We were handed back all our things, got a few smiles and sent on our way.
We drove down to the fenced gate where we were told we will have to hand over the stamped piece of paper to get out. We didn't have time to even blink when we pulled up because the soldier there came RUNNING over, jumped on our hood, and just slid across it. He came around the window with the biggest smile and cheerfully yelled MONGOL RALLLLLLLY!
This was going to be good.
He saw our Mongol Rally bracelets we were still wearing, put up his finger in a "just a second" motion, and ran back to his booth where he came out with his own bracelet someone must've given him earlier. He stretched his hand into the car and we all "cheers"ed our wrists together. The guy was hilarious and SO animated. With his broken English he did the stamping of the papers but made the whole process so funny while wanting to know all about our trip.
When he opened the gate for us, he bowed and did an exaggerated wave-through with an "ON TO BAKUUUUUU" cheer. It was a great way to enter the country, especially for a country where we read nothing but horrible things with warnings.

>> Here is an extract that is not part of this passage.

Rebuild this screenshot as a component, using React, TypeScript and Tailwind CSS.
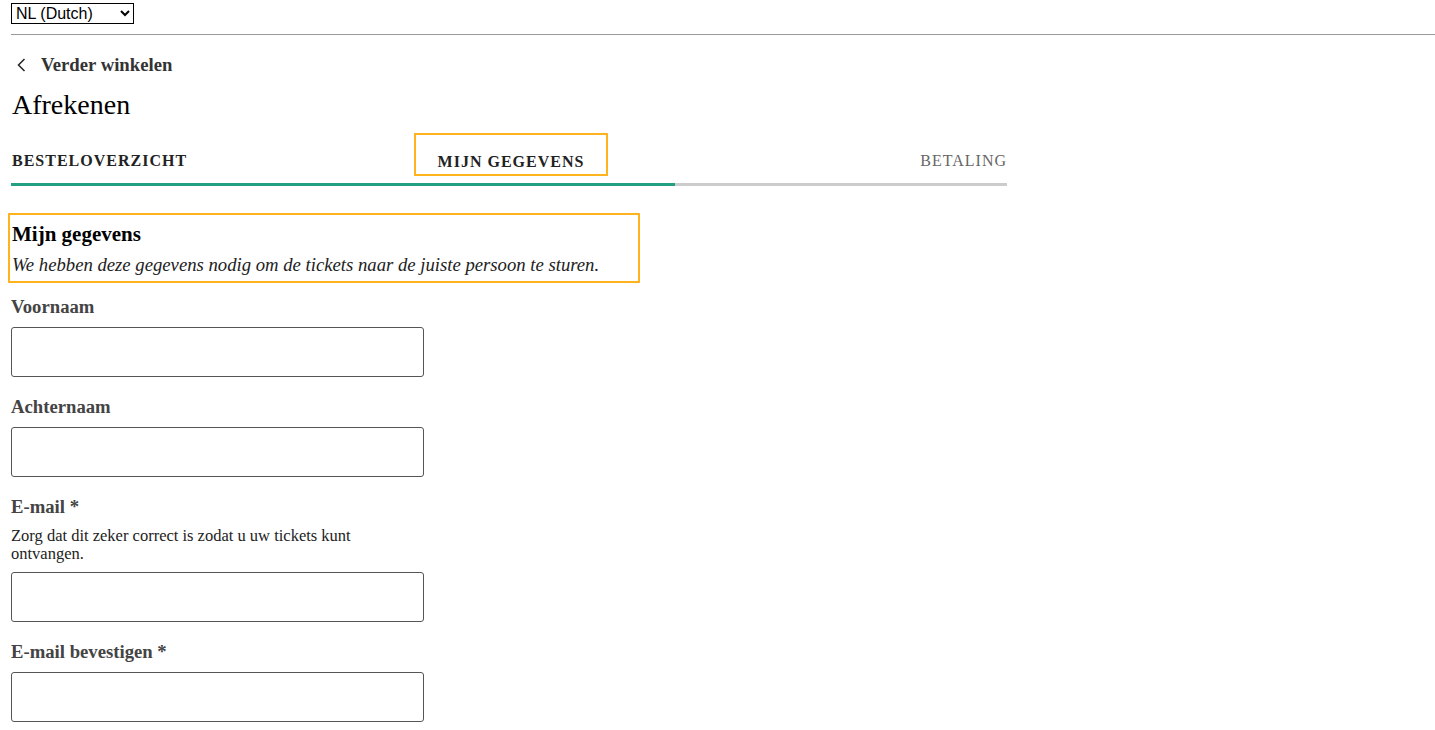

All in all, if it hadn't been for having to wait for the visa to be valid, it would've been a pretty smooth crossing and nothing like the blogs we've read. But then again, we detoured to the northern border crossing because we had read the southern guards tend to hate Mongol Ralliers. Plus, it's a more scenic route and were HIGHLY recommended to check out Sheki on the way to Baku.
There were a lot of cars parked just outside, probably the guards', and according to our gps map, it was all park, so we just drove thinking we'll tuck in by a tree and go into stealth mode with our green tarp. Before we found anywhere where we wouldn't get stuck in a ditch and wouldn't be on the side of the highway, we came across a gas station. It was lit up but no one seemed to be there. We saw a few cars parked and one even had a guy sleeping in the front seat. So we tucked ourselves into the corner of the lot and went to sleep.

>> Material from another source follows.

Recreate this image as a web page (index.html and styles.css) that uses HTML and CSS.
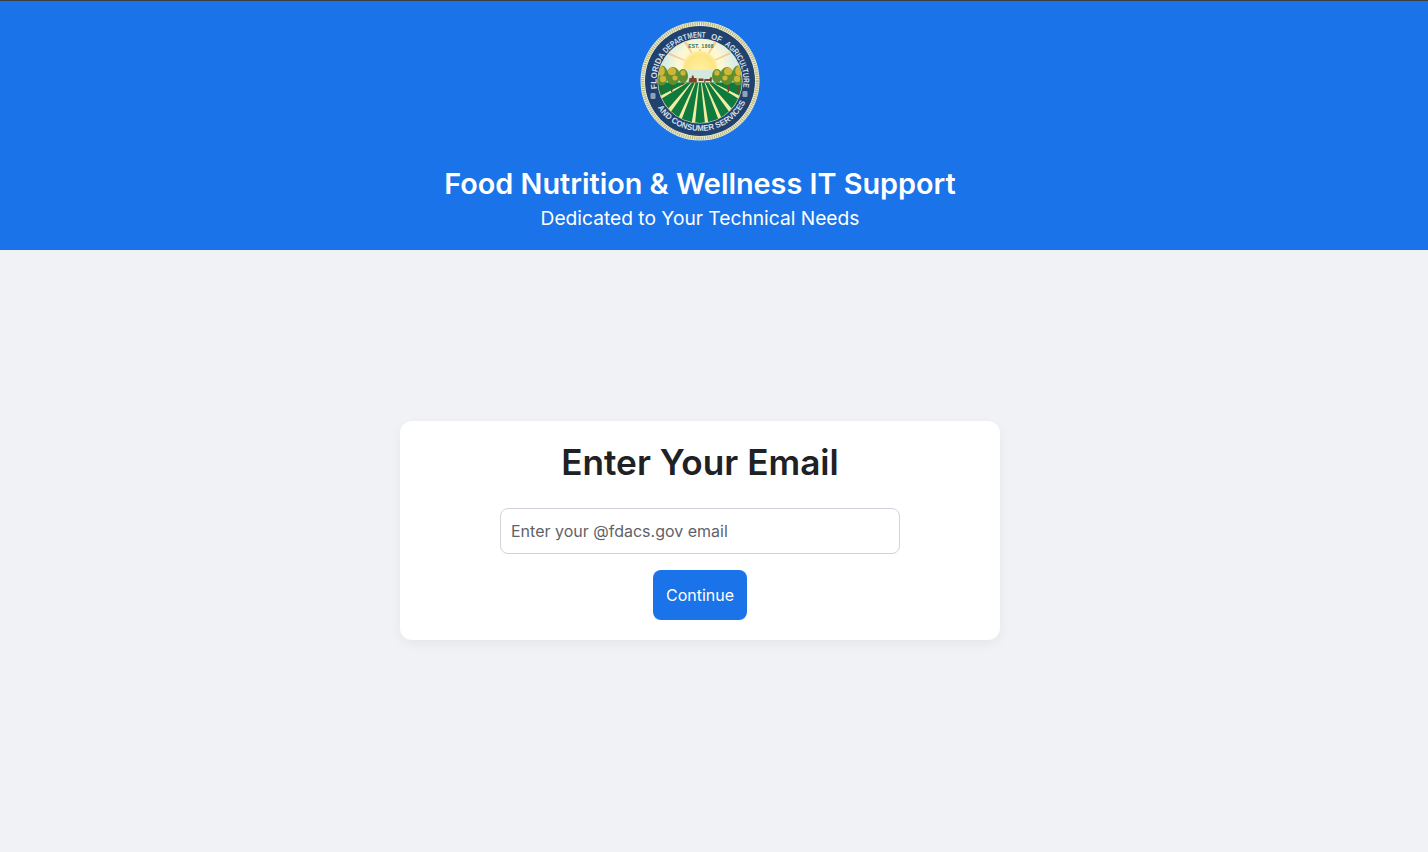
FILE: index.html
```html
<!DOCTYPE html>
<html lang="en">
<head>
    <meta charset="UTF-8">
    <meta name="viewport" content="width=device-width, initial-scale=1.0">
    <title>Food Nutrition &amp; Wellness IT Support</title>
    <link rel="stylesheet" href="styles.css">
</head>
<body>
    <header class="site-header">
        <svg class="seal" viewBox="0 0 120 120" role="img" aria-label="Florida Department of Agriculture and Consumer Services seal">
            <defs>
                <clipPath id="sceneClip"><circle cx="60" cy="60" r="42"/></clipPath>
                <radialGradient id="skyGlow" gradientUnits="userSpaceOnUse" cx="60" cy="46" r="40">
                    <stop offset="0" stop-color="#fff3a8"/>
                    <stop offset="0.55" stop-color="#fdf8d2"/>
                    <stop offset="1" stop-color="#c9e9ee"/>
                </radialGradient>
                <radialGradient id="sunGlow" gradientUnits="userSpaceOnUse" cx="60" cy="48" r="18">
                    <stop offset="0" stop-color="#fff0a0"/>
                    <stop offset="0.8" stop-color="#fde583"/>
                    <stop offset="1" stop-color="#fdeea6"/>
                </radialGradient>
                <path id="arcTop" d="M 17.16 67.55 A 43.5 43.5 0 1 1 103.08 66.05"/>
                <path id="arcBottom" d="M 17.6 86.5 A 50 50 0 0 0 105.3 81.1"/>
            </defs>

            <circle class="seal-edge" cx="60" cy="60" r="59.5"/>
            <circle class="seal-rope" cx="60" cy="60" r="57.3"/>
            <circle class="seal-band" cx="60" cy="60" r="55"/>
            <circle class="seal-inner-line" cx="60" cy="60" r="42.6"/>

            <text class="seal-text"><textPath href="#arcTop" startOffset="0" textLength="35.7" lengthAdjust="spacingAndGlyphs">FLORIDA</textPath></text>
            <text class="seal-text"><textPath href="#arcTop" startOffset="37.2" textLength="26" lengthAdjust="spacingAndGlyphs">DEPART</textPath></text>
            <text class="seal-text"><textPath href="#arcTop" startOffset="63.7" textLength="17.5" lengthAdjust="spacingAndGlyphs">MENT</textPath></text>
            <text class="seal-text"><textPath href="#arcTop" startOffset="86.5" textLength="10.6" lengthAdjust="spacingAndGlyphs">OF</textPath></text>
            <text class="seal-text"><textPath href="#arcTop" startOffset="101.7" textLength="48.6" lengthAdjust="spacingAndGlyphs">AGRICULTURE</textPath></text>
            <text class="seal-text"><textPath href="#arcBottom" textLength="107" lengthAdjust="spacingAndGlyphs">AND CONSUMER SERVICES</textPath></text>

            <rect class="seal-mark" x="10.5" y="72" width="5" height="6" rx="1"/>
            <rect class="seal-mark" x="102.5" y="70" width="5" height="6" rx="1"/>

            <g clip-path="url(#sceneClip)">
                <rect x="18" y="18" width="84" height="32" fill="url(#skyGlow)"/>
                <g class="sun-rays">
                    <path d="M60 46 L28 33.5 L29 31.5 Z"/>
                    <path d="M60 46 L44 21.5 L46.5 20.5 Z"/>
                    <path d="M60 46 L59 28 L61 28 Z"/>
                    <path d="M60 46 L74.5 20.5 L77 21.5 Z"/>
                    <path d="M60 46 L90 31 L91 33 Z"/>
                </g>
                <circle cx="60" cy="47" r="17" fill="url(#sunGlow)"/>
                <rect class="horizon" x="18" y="49" width="84" height="13"/>
                <rect class="field-base" x="18" y="61.5" width="84" height="44"/>
                <g class="field-light">
                    <path d="M59 62 L55 103 L51.5 103 L58.2 62 Z"/>
                    <path d="M61 62 L65 103 L68.5 103 L61.8 62 Z"/>
                    <path d="M55.5 62 L41 100 L37.5 99 L54.6 62 Z"/>
                    <path d="M64.5 62 L79 100 L82.5 99 L65.4 62 Z"/>
                    <path d="M51.5 62 L30 92 L27 89 L50.5 62 Z"/>
                    <path d="M68.5 62 L90 92 L93 89 L69.5 62 Z"/>
                    <path d="M47 62 L21 78 L19 75.5 L46 62 Z"/>
                    <path d="M73 62 L99 78 L101 75.5 L74 62 Z"/>
                </g>
                <g class="tree-trunk">
                    <rect x="21" y="60" width="1.4" height="12"/>
                    <rect x="31" y="60" width="1.4" height="11"/>
                    <rect x="42" y="58" width="1.2" height="6"/>
                    <rect x="97.6" y="60" width="1.4" height="12"/>
                    <rect x="87.6" y="60" width="1.4" height="11"/>
                    <rect x="76.8" y="58" width="1.2" height="6"/>
                </g>
                <g class="tree-dark">
                    <ellipse cx="22" cy="54.5" rx="6" ry="10"/>
                    <ellipse cx="33" cy="55" rx="7" ry="9"/>
                    <ellipse cx="43" cy="55" rx="5" ry="7"/>
                    <ellipse cx="98" cy="54.5" rx="6" ry="10"/>
                    <ellipse cx="87" cy="55" rx="7" ry="9"/>
                    <ellipse cx="77" cy="55" rx="5" ry="7"/>
                </g>
                <g class="tree-gold">
                    <ellipse cx="21" cy="50" rx="3.8" ry="5"/>
                    <ellipse cx="23" cy="58" rx="3.2" ry="3.2"/>
                    <ellipse cx="32" cy="50.5" rx="4" ry="3.8"/>
                    <ellipse cx="35" cy="57" rx="2.6" ry="2.4"/>
                    <ellipse cx="43" cy="52" rx="2.6" ry="2.8"/>
                    <ellipse cx="99" cy="50" rx="3.8" ry="5"/>
                    <ellipse cx="97" cy="58" rx="3.2" ry="3.2"/>
                    <ellipse cx="88" cy="50.5" rx="4" ry="3.8"/>
                    <ellipse cx="85" cy="57" rx="2.6" ry="2.4"/>
                    <ellipse cx="77" cy="52" rx="2.6" ry="2.8"/>
                </g>
                <g class="farm">
                    <path d="M48.5 61.5 L49.5 57 L51.5 57 L52 54.5 L53.5 54.5 L54 57 L56.5 57 L57 61.5 Z"/>
                    <path d="M58.5 57.5 L63.5 57.5 L63.5 60 L58.5 60 Z"/>
                    <path d="M64.5 58 L69.5 58 L70.5 56 L72 56.5 L71.5 61.5 L70.5 61.5 L70 60 L65.5 60 L65 61.5 L64 61.5 Z"/>
                </g>
            </g>

            <text class="seal-est" x="61" y="27" text-anchor="middle">EST. 1868</text>
        </svg>
        <h1 class="site-title">Food Nutrition &amp; Wellness IT Support</h1>
        <p class="site-subtitle">Dedicated to Your Technical Needs</p>
    </header>

    <main class="content">
        <form class="card">
            <h2 class="card-title">Enter Your Email</h2>
            <input class="email-input" type="email" placeholder="Enter your @fdacs.gov email">
            <button class="btn" type="button">Continue</button>
        </form>
    </main>
</body>
</html>
```

FILE: styles.css
```css
* {
    margin: 0;
    padding: 0;
    box-sizing: border-box;
}

body {
    font-family: Inter, 'Noto Sans', sans-serif;
    background: #f0f2f5;
    min-height: 100vh;
    display: flex;
    flex-direction: column;
}

.site-header {
    background: #1a73e8;
    border-top: 1px solid #3c4043;
    color: white;
    height: 250px;
    padding: 20px 28px 0 0;
    display: flex;
    flex-direction: column;
    align-items: center;
    text-align: center;
}

.seal {
    display: block;
    width: 120px;
    height: 120px;
    margin-bottom: 25px;
}

.seal-edge {
    fill: #eef0dc;
}

.seal-rope {
    fill: none;
    stroke: #b9b67e;
    stroke-width: 3.4;
    stroke-dasharray: 1.2 1;
}

.seal-band {
    fill: #21426f;
}

.seal-inner-line {
    fill: #e9e7c0;
}

.seal-mark {
    fill: #8fa3b8;
}

.seal-text {
    fill: #d5e0ea;
    font-family: 'Liberation Sans', sans-serif;
    font-size: 8.2px;
    font-weight: 700;
}

.seal-est {
    fill: #1d6b63;
    font-family: 'Liberation Sans', sans-serif;
    font-size: 4.8px;
    font-weight: 700;
    letter-spacing: 0.4px;
}

.sun-rays {
    fill: #f9c99a;
}

.horizon {
    fill: #d5e8dc;
}

.field-base {
    fill: #0f7a3e;
}

.field-light {
    fill: #f2eda0;
}

.tree-trunk {
    fill: #6b4a26;
}

.tree-dark {
    fill: #5f8f2e;
}

.tree-gold {
    fill: #cfb53a;
}

.farm {
    fill: #7d4526;
}

.site-title {
    font-size: 28.8px;
    font-weight: 600;
    line-height: 35px;
}

.site-subtitle {
    font-size: 19.2px;
    line-height: 24px;
    margin-top: 5px;
}

.content {
    flex: 1;
    display: flex;
    justify-content: center;
    align-items: center;
    padding: 0 28px 41px 0;
}

.card {
    background: white;
    border-radius: 12px;
    box-shadow: 0 4px 12px rgba(0, 0, 0, 0.05);
    width: 600px;
    height: 219px;
    padding: 20px;
    display: flex;
    flex-direction: column;
    align-items: center;
}

.card-title {
    color: #202124;
    font-size: 35.2px;
    font-weight: 600;
    line-height: 43px;
    margin-bottom: 24px;
}

.email-input {
    width: 400px;
    height: 46px;
    padding: 0 10px;
    border: 1px solid #ced4da;
    border-radius: 8px;
    background: white;
    font-family: inherit;
    font-size: 16px;
    margin-bottom: 16px;
}

.email-input::placeholder {
    color: #5f6368;
    opacity: 1;
}

.btn {
    background: #1a73e8;
    border: none;
    border-radius: 8px;
    color: white;
    cursor: pointer;
    font-family: inherit;
    font-size: 16px;
    font-weight: 400;
    width: 94px;
    height: 50px;
}
```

We woke up to some men trying to sneak peeks between the tarp and the window and blasting music before 7am. This was the country many talked about and said to avoid in their blogs and to just zoom right past it as fast as possible.
We rolled over, cursing them, and went back to sleep.
When we woke up and started crawling out of bed, we had an audience. There were 3 men sitting at the gas station not even hiding the fact that they were watching us stretch and get out of bed. I smiled but avoided eye contact afterwards. One of the guys, the owner, walked over and when we established that we both spoke Russian, he began asking questions about our sleeping arrangements. He said he tried waking us up because it must have been a sauna in there and he had a couch we could've used. He offered us the showers around the back, there was coffee and breakfast, and when we asked about a river, he pointed us in the right direction - not even 50m away.
We also asked for the nearest currency exchange place, he asked how much we had, pulled out his phone, did a straight conversion rate, and exchanged it for us on the spot. He was very fascinated by our trip and was SO hospitable. He did double check that we were married though, because you know... sleeping in the same car and all...
We finally experienced the hospitality the Mongol Rally always raves about. Considering we were pretty let down by Georgia on that front, especially since everyone went on about it being THE hospitable country where we found almost no friendliness whatsoever aside from other tourists or people who came to work abroad, we left in excellent spirits looking forward to what this trip has to bring from here on out.